## [WHAT YOU WILL DO]
Extract only the first line of the listing and every line after it up to and including the one with "</route-window>". Omit the pictures.

## [SOURCE EXCERPT]
<<<<

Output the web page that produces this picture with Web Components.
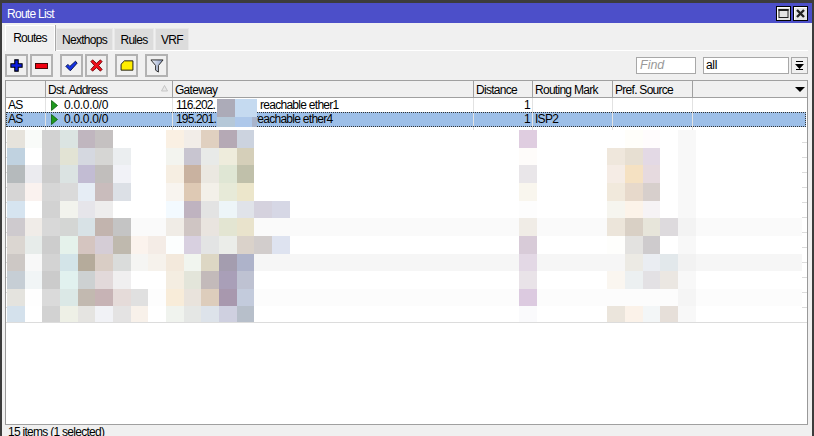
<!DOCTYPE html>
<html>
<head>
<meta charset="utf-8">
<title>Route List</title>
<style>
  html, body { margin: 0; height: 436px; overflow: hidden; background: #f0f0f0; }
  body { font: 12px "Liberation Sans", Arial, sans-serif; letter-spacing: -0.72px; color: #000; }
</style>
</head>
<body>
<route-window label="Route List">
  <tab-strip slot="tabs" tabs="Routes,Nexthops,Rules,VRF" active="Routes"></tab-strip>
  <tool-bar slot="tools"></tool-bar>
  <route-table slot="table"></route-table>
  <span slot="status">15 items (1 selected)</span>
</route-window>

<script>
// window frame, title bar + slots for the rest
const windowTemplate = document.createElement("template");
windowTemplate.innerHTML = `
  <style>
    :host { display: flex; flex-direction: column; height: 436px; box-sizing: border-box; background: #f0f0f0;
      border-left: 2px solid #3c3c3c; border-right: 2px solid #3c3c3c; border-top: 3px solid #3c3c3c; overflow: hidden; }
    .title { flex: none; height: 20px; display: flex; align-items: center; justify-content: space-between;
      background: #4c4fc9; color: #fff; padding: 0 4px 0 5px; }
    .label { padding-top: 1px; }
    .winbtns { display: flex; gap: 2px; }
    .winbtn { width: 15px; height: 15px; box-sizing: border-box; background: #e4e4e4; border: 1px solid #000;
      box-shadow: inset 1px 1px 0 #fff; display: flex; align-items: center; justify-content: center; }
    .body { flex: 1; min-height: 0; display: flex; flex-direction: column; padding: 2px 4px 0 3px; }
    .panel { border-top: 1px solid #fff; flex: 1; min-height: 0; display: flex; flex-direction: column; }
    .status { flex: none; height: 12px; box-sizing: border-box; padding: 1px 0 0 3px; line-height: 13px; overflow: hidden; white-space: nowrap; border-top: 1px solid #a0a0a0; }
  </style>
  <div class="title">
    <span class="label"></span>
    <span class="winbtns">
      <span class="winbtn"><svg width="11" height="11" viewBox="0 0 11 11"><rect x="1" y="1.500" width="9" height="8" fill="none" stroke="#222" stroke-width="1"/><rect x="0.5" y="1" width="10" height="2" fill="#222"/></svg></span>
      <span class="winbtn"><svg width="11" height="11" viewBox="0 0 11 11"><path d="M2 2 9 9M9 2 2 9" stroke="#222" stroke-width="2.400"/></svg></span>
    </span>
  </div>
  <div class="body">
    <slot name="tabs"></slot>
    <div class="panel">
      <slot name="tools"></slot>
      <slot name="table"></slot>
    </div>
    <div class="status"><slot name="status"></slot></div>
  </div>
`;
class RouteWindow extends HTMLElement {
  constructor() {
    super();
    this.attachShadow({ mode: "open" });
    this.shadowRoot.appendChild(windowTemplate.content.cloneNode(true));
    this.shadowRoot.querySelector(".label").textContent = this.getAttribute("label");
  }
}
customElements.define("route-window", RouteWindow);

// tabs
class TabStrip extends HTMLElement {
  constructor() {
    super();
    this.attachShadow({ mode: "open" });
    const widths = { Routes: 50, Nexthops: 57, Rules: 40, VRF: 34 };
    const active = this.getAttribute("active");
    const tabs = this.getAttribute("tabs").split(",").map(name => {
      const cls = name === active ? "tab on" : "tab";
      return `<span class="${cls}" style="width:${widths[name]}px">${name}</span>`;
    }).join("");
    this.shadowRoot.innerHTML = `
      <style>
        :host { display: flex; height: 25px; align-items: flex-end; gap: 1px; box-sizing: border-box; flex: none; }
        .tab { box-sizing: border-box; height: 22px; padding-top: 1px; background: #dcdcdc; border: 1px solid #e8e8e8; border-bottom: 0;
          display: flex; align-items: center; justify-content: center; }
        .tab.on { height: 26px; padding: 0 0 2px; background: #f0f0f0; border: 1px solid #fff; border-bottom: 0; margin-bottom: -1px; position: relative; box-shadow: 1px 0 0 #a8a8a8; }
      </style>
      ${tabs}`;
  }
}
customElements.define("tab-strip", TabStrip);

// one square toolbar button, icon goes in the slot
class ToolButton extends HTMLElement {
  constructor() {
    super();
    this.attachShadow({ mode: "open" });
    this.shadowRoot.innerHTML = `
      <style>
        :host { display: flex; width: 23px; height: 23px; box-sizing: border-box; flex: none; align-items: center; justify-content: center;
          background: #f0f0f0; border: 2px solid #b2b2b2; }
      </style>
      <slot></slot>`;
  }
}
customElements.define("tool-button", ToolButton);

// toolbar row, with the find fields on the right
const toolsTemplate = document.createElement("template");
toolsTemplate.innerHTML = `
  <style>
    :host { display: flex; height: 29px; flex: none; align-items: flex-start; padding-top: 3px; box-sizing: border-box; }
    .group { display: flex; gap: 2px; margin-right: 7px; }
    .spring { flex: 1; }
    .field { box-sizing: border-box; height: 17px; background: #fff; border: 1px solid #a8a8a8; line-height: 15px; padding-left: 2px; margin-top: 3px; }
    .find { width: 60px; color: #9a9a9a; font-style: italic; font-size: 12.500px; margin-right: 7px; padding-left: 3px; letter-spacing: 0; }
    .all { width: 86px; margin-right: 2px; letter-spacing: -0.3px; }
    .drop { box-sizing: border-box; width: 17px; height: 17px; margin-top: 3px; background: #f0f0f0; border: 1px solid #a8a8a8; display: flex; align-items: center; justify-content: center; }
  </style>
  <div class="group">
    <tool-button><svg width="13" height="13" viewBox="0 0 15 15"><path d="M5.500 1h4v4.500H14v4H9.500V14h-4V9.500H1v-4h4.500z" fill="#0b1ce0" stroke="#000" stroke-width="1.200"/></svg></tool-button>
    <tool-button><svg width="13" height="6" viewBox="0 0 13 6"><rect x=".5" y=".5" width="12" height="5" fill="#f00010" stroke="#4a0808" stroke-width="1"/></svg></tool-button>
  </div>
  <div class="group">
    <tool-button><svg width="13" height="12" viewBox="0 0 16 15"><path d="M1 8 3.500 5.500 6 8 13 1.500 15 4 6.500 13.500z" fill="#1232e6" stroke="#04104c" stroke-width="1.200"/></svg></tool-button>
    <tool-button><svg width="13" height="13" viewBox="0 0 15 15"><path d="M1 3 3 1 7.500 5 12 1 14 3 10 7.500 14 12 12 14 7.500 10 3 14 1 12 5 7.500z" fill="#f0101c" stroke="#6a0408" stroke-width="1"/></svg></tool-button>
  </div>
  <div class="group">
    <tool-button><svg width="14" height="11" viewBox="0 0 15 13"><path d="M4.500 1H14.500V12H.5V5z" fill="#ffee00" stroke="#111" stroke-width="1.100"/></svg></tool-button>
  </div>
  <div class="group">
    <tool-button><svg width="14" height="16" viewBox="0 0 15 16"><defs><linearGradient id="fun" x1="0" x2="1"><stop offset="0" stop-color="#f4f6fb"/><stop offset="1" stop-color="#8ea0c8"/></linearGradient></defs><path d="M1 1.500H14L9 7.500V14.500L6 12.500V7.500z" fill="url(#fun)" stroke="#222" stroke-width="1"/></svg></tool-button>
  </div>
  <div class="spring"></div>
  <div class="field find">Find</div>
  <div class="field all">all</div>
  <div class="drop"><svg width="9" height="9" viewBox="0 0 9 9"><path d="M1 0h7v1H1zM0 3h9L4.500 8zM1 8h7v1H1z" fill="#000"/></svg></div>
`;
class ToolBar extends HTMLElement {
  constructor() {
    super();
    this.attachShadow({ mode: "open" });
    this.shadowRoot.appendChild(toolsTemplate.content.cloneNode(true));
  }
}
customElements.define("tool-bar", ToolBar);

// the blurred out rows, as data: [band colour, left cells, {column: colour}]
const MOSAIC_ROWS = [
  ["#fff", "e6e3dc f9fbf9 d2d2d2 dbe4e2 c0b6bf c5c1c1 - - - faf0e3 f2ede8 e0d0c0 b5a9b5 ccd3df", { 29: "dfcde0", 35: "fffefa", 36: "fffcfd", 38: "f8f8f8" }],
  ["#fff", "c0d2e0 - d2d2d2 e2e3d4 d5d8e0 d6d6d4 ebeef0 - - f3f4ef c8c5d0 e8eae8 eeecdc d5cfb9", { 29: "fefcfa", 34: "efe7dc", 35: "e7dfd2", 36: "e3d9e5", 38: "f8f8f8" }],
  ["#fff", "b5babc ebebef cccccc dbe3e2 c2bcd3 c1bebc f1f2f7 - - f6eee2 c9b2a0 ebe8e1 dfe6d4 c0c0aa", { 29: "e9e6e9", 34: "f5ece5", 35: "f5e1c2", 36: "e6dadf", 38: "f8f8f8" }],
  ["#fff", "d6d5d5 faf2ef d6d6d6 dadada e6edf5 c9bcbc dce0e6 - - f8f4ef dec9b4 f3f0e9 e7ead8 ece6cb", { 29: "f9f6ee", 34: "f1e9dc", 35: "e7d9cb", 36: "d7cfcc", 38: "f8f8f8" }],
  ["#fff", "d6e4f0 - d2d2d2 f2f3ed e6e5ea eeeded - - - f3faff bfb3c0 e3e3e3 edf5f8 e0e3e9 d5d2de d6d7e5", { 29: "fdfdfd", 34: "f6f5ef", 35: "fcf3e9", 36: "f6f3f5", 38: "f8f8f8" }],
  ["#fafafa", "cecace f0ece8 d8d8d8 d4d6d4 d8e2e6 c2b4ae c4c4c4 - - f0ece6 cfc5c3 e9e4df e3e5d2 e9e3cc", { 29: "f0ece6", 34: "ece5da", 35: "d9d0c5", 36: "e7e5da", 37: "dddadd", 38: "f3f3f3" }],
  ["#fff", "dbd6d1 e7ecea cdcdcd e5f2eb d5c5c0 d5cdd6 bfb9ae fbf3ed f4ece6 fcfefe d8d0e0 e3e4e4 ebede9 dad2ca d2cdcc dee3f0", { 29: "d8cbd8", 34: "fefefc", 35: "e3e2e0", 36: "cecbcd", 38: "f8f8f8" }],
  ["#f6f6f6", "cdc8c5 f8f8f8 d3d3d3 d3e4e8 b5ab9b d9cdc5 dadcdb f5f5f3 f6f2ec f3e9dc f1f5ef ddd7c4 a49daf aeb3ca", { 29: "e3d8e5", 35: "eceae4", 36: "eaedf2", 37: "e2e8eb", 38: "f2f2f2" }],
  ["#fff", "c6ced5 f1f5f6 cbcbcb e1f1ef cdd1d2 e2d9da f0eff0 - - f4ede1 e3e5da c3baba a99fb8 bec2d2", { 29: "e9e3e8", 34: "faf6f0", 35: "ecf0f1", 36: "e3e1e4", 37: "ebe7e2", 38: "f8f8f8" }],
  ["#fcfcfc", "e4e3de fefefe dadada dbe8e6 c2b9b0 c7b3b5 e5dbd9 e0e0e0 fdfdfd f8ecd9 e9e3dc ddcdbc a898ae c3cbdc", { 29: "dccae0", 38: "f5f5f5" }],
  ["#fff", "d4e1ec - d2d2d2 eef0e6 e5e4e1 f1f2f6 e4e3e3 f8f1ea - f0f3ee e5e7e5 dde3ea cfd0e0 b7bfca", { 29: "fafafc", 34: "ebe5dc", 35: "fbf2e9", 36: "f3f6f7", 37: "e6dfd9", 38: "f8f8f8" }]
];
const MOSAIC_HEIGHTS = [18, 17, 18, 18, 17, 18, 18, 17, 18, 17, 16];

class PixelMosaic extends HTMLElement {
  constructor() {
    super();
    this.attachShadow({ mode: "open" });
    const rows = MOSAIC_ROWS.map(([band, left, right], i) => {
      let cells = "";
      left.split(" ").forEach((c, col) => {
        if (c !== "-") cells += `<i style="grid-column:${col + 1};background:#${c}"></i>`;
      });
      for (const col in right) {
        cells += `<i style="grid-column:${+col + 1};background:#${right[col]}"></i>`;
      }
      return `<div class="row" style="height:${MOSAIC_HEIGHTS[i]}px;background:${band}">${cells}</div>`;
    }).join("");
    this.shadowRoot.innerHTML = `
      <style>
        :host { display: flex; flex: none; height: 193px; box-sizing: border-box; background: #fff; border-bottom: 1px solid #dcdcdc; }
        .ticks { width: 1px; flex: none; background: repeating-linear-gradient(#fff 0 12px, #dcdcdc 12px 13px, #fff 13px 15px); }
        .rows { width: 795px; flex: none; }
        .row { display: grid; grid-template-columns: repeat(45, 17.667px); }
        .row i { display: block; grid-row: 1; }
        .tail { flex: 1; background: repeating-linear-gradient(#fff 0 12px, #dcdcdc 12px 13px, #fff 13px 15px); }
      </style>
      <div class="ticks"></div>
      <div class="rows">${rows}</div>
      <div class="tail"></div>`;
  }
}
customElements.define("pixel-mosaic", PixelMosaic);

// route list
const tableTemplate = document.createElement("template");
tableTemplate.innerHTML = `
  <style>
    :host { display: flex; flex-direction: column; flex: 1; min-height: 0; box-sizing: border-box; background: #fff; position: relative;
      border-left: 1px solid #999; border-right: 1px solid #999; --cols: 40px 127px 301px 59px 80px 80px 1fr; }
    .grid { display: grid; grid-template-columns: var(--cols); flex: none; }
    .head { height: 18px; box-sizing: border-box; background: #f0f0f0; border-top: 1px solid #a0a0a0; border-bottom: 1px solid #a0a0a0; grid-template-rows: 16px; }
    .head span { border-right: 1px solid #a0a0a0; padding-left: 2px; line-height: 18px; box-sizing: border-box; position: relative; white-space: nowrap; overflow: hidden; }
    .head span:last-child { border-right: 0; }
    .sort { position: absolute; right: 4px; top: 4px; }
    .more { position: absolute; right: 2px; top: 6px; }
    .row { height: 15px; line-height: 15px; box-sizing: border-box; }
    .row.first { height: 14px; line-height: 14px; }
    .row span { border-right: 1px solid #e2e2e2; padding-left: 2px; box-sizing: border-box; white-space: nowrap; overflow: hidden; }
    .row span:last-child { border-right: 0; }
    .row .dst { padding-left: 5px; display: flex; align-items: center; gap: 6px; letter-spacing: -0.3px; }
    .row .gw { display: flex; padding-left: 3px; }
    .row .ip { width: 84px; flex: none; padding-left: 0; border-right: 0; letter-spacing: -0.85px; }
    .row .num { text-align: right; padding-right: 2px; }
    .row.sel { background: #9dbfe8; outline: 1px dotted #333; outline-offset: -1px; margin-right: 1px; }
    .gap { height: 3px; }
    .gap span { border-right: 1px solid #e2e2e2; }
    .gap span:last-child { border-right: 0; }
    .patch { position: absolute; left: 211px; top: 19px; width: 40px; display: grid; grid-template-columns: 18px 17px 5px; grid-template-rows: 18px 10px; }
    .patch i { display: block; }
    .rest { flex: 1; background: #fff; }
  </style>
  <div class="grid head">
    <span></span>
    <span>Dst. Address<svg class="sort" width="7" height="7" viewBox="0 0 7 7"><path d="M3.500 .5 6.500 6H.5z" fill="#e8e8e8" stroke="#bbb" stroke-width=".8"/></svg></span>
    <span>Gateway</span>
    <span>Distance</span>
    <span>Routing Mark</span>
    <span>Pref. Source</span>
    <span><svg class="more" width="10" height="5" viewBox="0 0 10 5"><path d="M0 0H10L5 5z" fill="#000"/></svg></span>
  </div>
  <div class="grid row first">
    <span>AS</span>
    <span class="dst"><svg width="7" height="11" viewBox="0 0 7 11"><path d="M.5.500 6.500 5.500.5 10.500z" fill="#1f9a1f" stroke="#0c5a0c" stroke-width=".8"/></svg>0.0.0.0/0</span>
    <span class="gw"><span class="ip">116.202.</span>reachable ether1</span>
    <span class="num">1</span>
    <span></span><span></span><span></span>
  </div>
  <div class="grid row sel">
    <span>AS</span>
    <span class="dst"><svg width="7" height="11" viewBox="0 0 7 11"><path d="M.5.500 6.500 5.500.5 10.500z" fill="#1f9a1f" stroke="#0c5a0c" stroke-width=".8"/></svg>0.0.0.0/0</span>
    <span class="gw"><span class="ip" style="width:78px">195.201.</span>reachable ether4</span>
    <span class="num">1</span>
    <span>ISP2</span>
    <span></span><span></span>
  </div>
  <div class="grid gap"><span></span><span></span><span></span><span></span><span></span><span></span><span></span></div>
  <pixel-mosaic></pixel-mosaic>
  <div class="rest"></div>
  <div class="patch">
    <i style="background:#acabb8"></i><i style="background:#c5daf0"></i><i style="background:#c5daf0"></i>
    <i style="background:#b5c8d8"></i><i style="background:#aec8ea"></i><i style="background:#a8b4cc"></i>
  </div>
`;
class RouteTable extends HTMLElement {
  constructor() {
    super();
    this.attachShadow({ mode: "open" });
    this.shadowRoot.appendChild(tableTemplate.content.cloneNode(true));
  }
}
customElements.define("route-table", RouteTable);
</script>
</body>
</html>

>>>>

## [ANSWER TO THIS PROBLEM]
Output the web page that produces this picture with Web Components.
<!DOCTYPE html>
<html>
<head>
<meta charset="utf-8">
<title>Route List</title>
<style>
  html, body { margin: 0; height: 436px; overflow: hidden; background: #f0f0f0; }
  body { font: 12px "Liberation Sans", Arial, sans-serif; letter-spacing: -0.72px; color: #000; }
</style>
</head>
<body>
<route-window label="Route List">
  <tab-strip slot="tabs" tabs="Routes,Nexthops,Rules,VRF" active="Routes"></tab-strip>
  <tool-bar slot="tools"></tool-bar>
  <route-table slot="table"></route-table>
  <span slot="status">15 items (1 selected)</span>
</route-window>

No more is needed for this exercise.